Take for example the farmer with a herd of cows. Computer systems can monitor the amount of milk the cow delivers at each milking, its weight and using programs such as that from Cedara, the vitamins and additional salts can be dispensed into the feed for that particular animal depending on its stage in the milk cycle. With a portable UHF reader, the farmer can, when inspecting the animals in the field, read the identity of any particular animal at a distance of about 10 metres. What one wants to do is present to the farmer immediately on his display attached to the mobile reader, the name of the animal, its date of purchase/birth, its cost, its current weight and how much milk was given at its last milking. To do this the farmer already has all the information needed in many of his databases of the farm, but software is needed to assemble all the required information in a format needed for his decision making. The answer does not lie in trying to standardise all farmers on the same software. This would condemn him to the worst of bad choices. The answer lies in simpler interfacing modules and in simpler routines for standardising access to databases so that if there is a new development, say a method of measuring cattle skin texture, it can also be added to the overall software management of the farm even for the smallest users.

The same problem applies to companies wanting to monitor assets, to stop laptops being removed from buildings, to provide access control systems, to run centralised laundries, to deliver courier parcels and the like. Possibly this software is going to come from the RFID manufacturers rather than the software houses.

As an example, consider interfacing of the hardware. Trolley Scan has in the past (and still does) delivered systems with RS232 interfacing, a standardised 35-year-old technology that was available on every PC sold. More recently, RS232 has disappeared from the computer and now a USB/RS232 adapter is needed. The advantages of RS232 is that it is an industrial preferred standard, can be used over distances up to 1 km, and can be monitored with very simple equipment. Currently Trolley Scan is preparing an interface box that will convert RS232 to TCPIP so that the readers can be attached to any office Internet network, and is looking at RS232 to Bluetooth for the link from the mobile reader to the PDA display.
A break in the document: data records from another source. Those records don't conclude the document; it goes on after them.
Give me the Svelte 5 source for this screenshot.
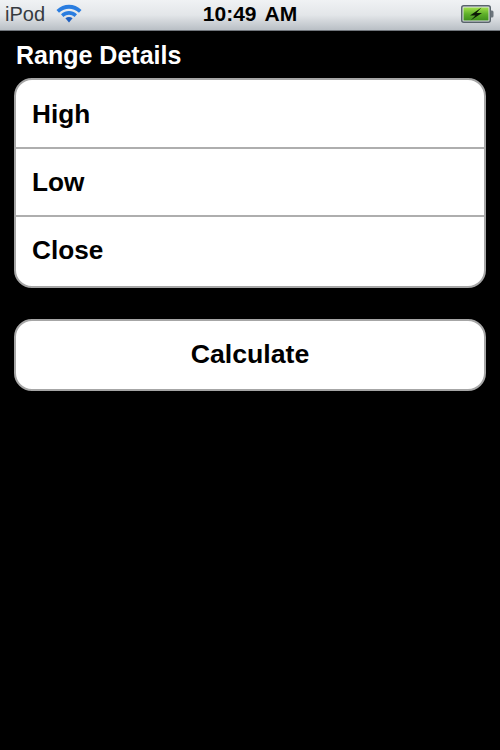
<script lang="ts">
	const fields = ['High', 'Low', 'Close']
</script>

<main>
	<header class="status">
		<div class="left">
			<span class="carrier">iPod</span>
			<svg class="wifi" width="26" height="20" viewBox="0 0 26 20">
				<path d="M0.5 7C7.5 0 18.5 0 25.5 7L23 9.8C17 4.4 9 4.4 3 9.8Z" fill="#2a7de0" />
				<path d="M5 11.2C10 7 16 7 21 11.2L18.6 13.9C15 10.9 11 10.9 7.4 13.9Z" fill="#2a7de0" />
				<path d="M9.4 15.2C11.5 13.5 14.5 13.5 16.6 15.2L13 19.4Z" fill="#1d5fc0" />
			</svg>
		</div>
		<span class="time">10:49 AM</span>
		<svg class="battery" width="33" height="18" viewBox="0 0 33 18">
			<defs>
				<linearGradient id="charge" x1="0" y1="0" x2="0" y2="1">
					<stop offset="0" stop-color="#9fe04a" />
					<stop offset="0.5" stop-color="#5fb02a" />
					<stop offset="1" stop-color="#3f8f1c" />
				</linearGradient>
			</defs>
			<rect x="0.75" y="0.75" width="28.5" height="16.5" rx="2" fill="#dfe3e6" stroke="#59636b" stroke-width="1.5" />
			<rect x="2.5" y="2.5" width="25" height="13" fill="url(#charge)" />
			<path d="M29.5 5.5h1.5a1.5 1.5 0 0 1 1.5 1.5v4a1.5 1.5 0 0 1 -1.5 1.5h-1.5Z" fill="#6b747b" />
			<path d="M20.5 2.5L9 10.5h5.5L9.5 15.5L21 8h-5.5Z" fill="#0c1a06" />
		</svg>
	</header>

	<section class="content">
		<h2>Range Details</h2>
		<div class="group">
			{#each fields as field}
				<div class="row">{field}</div>
			{/each}
		</div>
		<button class="calc">Calculate</button>
	</section>
</main>

<style>
	:global(body) {
		background: #000;
	}

	main {
		width: 500px;
		height: 750px;
		background: #000;
		font-family: 'Liberation Sans', Arial, sans-serif;
		overflow: hidden;
	}

	.status {
		height: 31px;
		box-sizing: border-box;
		display: flex;
		align-items: center;
		justify-content: space-between;
		padding: 0 5px 2px 5px;
		background: linear-gradient(#f0f2f4, #e3e6e9 50%, #b9bfc5);
		border-bottom: 1px solid #70757b;
		position: relative;
	}

	.left {
		display: flex;
		align-items: center;
		gap: 11px;
	}

	.carrier {
		font-size: 20px;
		color: #363b40;
	}

	.wifi {
		display: block;
		margin-top: -2px;
	}

	.time {
		position: absolute;
		left: 0;
		right: 0;
		text-align: center;
		font-size: 21px;
		font-weight: 700;
		color: #000;
		word-spacing: 3px;
	}

	.battery {
		display: block;
		margin-right: 1px;
	}

	.content {
		padding: 9px 14px 0 14px;
	}

	h2 {
		margin: 0 0 8px 2px;
		font-size: 25px;
		line-height: 30px;
		font-weight: 700;
		color: #fff;
	}

	.group,
	.calc {
		display: block;
		width: 100%;
		box-sizing: border-box;
		background: #fff;
		border: 2px solid #a6a6a6;
		border-radius: 18px;
		color: #000;
	}

	.group {
		padding-top: 1px;
	}

	.row {
		height: 68px;
		box-sizing: border-box;
		padding-left: 16px;
		line-height: 67px;
		font-size: 26.2px;
		font-weight: 700;
		border-bottom: 2px solid #aeaeae;
	}

	.row:last-child {
		height: 69px;
		border-bottom: 0;
	}

	.calc {
		height: 72px;
		margin-top: 31px;
		padding: 0 0 1px 0;
		font-family: inherit;
		font-size: 26.7px;
		font-weight: 700;
	}
</style>
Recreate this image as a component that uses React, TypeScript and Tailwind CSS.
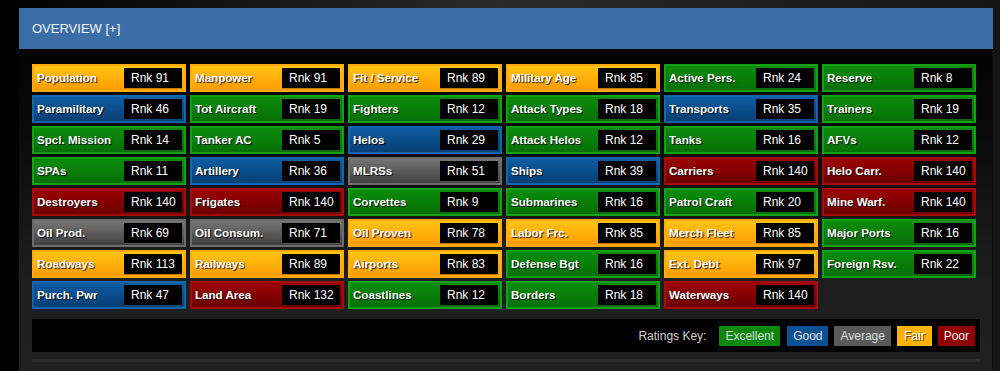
import React from "react";

type C = "o" | "g" | "b" | "r" | "y";

const rows: [string, C, number][][] = [
  [["Population", "o", 91], ["Manpower", "o", 91], ["Fit / Service", "o", 89], ["Military Age", "o", 85], ["Active Pers.", "g", 24], ["Reserve", "g", 8]],
  [["Paramilitary", "b", 46], ["Tot Aircraft", "g", 19], ["Fighters", "g", 12], ["Attack Types", "g", 18], ["Transports", "b", 35], ["Trainers", "g", 19]],
  [["Spcl. Mission", "g", 14], ["Tanker AC", "g", 5], ["Helos", "b", 29], ["Attack Helos", "g", 12], ["Tanks", "g", 16], ["AFVs", "g", 12]],
  [["SPAs", "g", 11], ["Artillery", "b", 36], ["MLRSs", "y", 51], ["Ships", "b", 39], ["Carriers", "r", 140], ["Helo Carr.", "r", 140]],
  [["Destroyers", "r", 140], ["Frigates", "r", 140], ["Corvettes", "g", 9], ["Submarines", "g", 16], ["Patrol Craft", "g", 20], ["Mine Warf.", "r", 140]],
  [["Oil Prod.", "y", 69], ["Oil Consum.", "y", 71], ["Oil Proven", "o", 78], ["Labor Frc.", "o", 85], ["Merch Fleet", "o", 85], ["Major Ports", "g", 16]],
  [["Roadways", "o", 113], ["Railways", "o", 89], ["Airports", "o", 83], ["Defense Bgt", "g", 16], ["Ext. Debt", "o", 97], ["Foreign Rsv.", "g", 22]],
  [["Purch. Pwr", "b", 47], ["Land Area", "r", 132], ["Coastlines", "g", 12], ["Borders", "g", 18], ["Waterways", "r", 140]],
];

const cardCls: Record<C, string> = {
  o: "border-[#ffac0a] bg-[linear-gradient(to_bottom,#ffc414,#ff9c00)]",
  g: "border-[#14a014] bg-[linear-gradient(to_bottom,#0b8c0b,#067006)]",
  b: "border-[#1464ac] bg-[linear-gradient(to_bottom,#0d5ca2,#073f74)]",
  r: "border-[#a40c0c] bg-[linear-gradient(to_bottom,#9c0202,#6c0000)]",
  y: "border-[#6c6c6c] bg-[linear-gradient(to_bottom,#757575,#404040)]",
};

const rankBorder: Record<C, string> = {
  o: "border-[#c77a00]",
  g: "border-[#0d6a0d]",
  b: "border-[#0a4a85]",
  r: "border-[#7a0505]",
  y: "border-[#555]",
};

function Card({ label, c, rank }: { label: string; c: C; rank: number }) {
  return (
    <div
      className={`w-[154px] h-[28px] mr-[4px] mb-[3px] border-2 flex items-center justify-between pl-[3px] pr-[2px] ${cardCls[c]}`}
    >
      <span className="text-white font-bold text-[11.6px] leading-none whitespace-nowrap [text-shadow:1px_1px_1px_rgba(0,0,0,0.85)]">
        {label}
      </span>
      <span
        className={`w-[58px] h-[21px] bg-black border-b text-white text-[12px] leading-none flex items-center pl-[7px] ${rankBorder[c]}`}
      >
        Rnk {rank}
      </span>
    </div>
  );
}

export default function App() {
  return (
    <div
      className="w-[1000px] h-[371px] overflow-hidden pt-[8px] pl-[19px] bg-[linear-gradient(to_right,#000_0%,#2a2a2a_50%,#141414_100%)]"
      style={{ fontFamily: '"Liberation Sans", Arial, sans-serif' }}
    >
      <div className="w-[974px]">
        <div className="h-[41px] bg-[#3b6ea6] flex items-center pl-[13px] text-[13px] text-[#f2f2f2]">
          OVERVIEW [+]
        </div>
        <div className="h-[330px] border-r border-[#0c0c0c] bg-[linear-gradient(to_bottom,#020202_0%,#0a0a0a_25%,#1e1e1e_70%,#202020_100%)] px-[13px] pt-[15px]">
          <div className="w-[948px] flex flex-wrap">
            {rows.flat().map(([l, c, r], i) => (
              <Card key={i} label={l} c={c} rank={r} />
            ))}
          </div>
          <div className="mt-[7px] h-[33px] w-[948px] bg-black flex items-center justify-end pr-[5px] text-[12px]">
            <span className="text-[#cfcfcf] mr-[13px]">Ratings Key:</span>
            <span className="h-[20px] px-[6px] flex items-center bg-[#0b870b] text-[#dcdcdc] mr-[7px]">Excellent</span>
            <span className="h-[20px] px-[6px] flex items-center bg-[#0a5191] text-[#e6e6e6] mr-[6px]">Good</span>
            <span className="h-[20px] px-[6px] flex items-center bg-[#5a5a5a] text-[#dcdcdc] mr-[6px]">Average</span>
            <span className="h-[20px] px-[7px] flex items-center bg-[#ffb300] text-white mr-[6px] [text-shadow:1px_1px_1px_rgba(0,0,0,0.7)]">Fair</span>
            <span className="h-[20px] px-[6px] flex items-center bg-[#8f0000] text-[#eeeeee]">Poor</span>
          </div>
          <div className="mt-[7px] h-[3px] w-[948px] bg-[#2c2c2c]" />
        </div>
      </div>
    </div>
  );
}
Besides the hardware challenges of such a move, it brings major software challenges as the data can be delivered anywhere in the world in a fraction of a second (even to your cellphone) - but how is it going to travel that last centimetre from the datafile delivered by Internet to the input of the application that is going to process the data? Each application has its own challenges and the number and variety of applications that use this data is infinite.

With TCPIP and the like, destinations are specified by unique IP addresses and port numbers - how would I get my mother to understand how to set those numbers so that she can hook the RFID reader onto her computer? How am I going to tell her how to find the IP address of her own computer? These are not insurmountable problems but illustrate the challenges to moving to simpler interfacing, application software and making RFID a technology that can be used in every home, farm, and small business.